SMS Orchestrator — Deployment Topology
Status: populated Owner: SRE Last updated: 2026-04-18
1. Runtime
- Node.js 22 LTS, TypeScript 5.x strict.
- NestJS 10 +
@nestjs/platform-fastify. - Image: distroless Node, multi-stage build, non-root.
- Listen ports:
3010HTTP,9464metrics,9100gRPC (if future).
2. Kubernetes
| Object | Value |
|---|---|
| Kind | Deployment |
| Replicas | 3 (min) / HPA 3–10 |
| HPA triggers | CPU 70%, custom metric orch_submit_inflight (target 60 per pod) |
| Rolling update | maxSurge=25%, maxUnavailable=0 |
| PDB | minAvailable=2 |
| Resources | requests: 500m CPU / 512Mi; limits: 2 CPU / 1Gi |
| ServiceAccount | sms-orchestrator (Vault K8s auth) |
3. Dependencies (at runtime)
| Dep | Mode | Notes |
|---|---|---|
| PostgreSQL | Primary writer + read replicas | Connection pool 20 per pod |
| Redis | Cluster (6 nodes) | Dedicated namespace; pipeline commands |
| NATS JetStream | 3-node cluster | Durable consumer orch-consumer |
| routing-engine | gRPC | Client-side LB, timeout 200 ms, retry 1 |
| Vault | Sidecar | JWT signing keys fetch at startup |
4. Kong routes (upstream of this service)

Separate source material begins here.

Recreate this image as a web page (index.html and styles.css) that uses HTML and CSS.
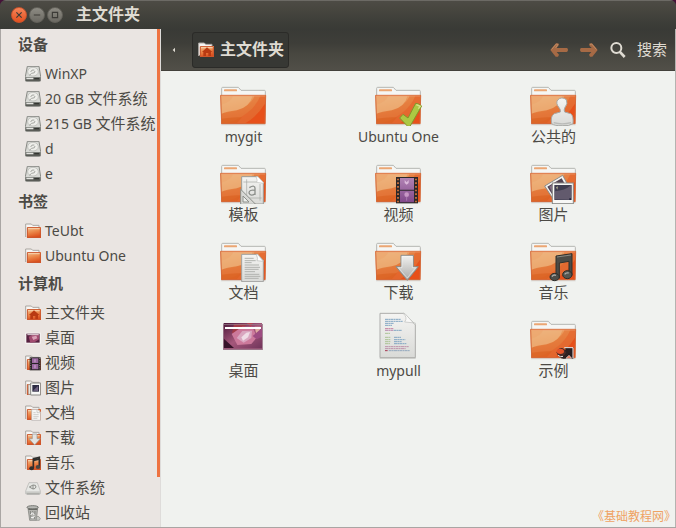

See api-gateway/API_CONTRACTS. Relevant routes:
/v1/sms/send→sms-orchestrator:3010/v1/sms/bulk→sms-orchestrator:3010/v1/sms/{id}→sms-orchestrator:3010
5. Regions
Current: single primary region, optional DR (assumption A-001 in 01). Active-active multi-region is a future work item.
6. Scaling model
- Submit path: CPU-bound on JSON + Zod; scales linearly.
- Pipeline path: mostly I/O wait; limited by routing-engine + NATS publish throughput.
- Benchmarked: 1500 submits/sec per pod at 70% CPU (4 vCPU).
7. Rollout
- Canary: 5% traffic for 30 min, 2 replicas.
- Promote if SLI-ok (error rate < 1%, latency P95 < 250 ms).
- Rollback = revert Deployment image tag; Kong needs no change.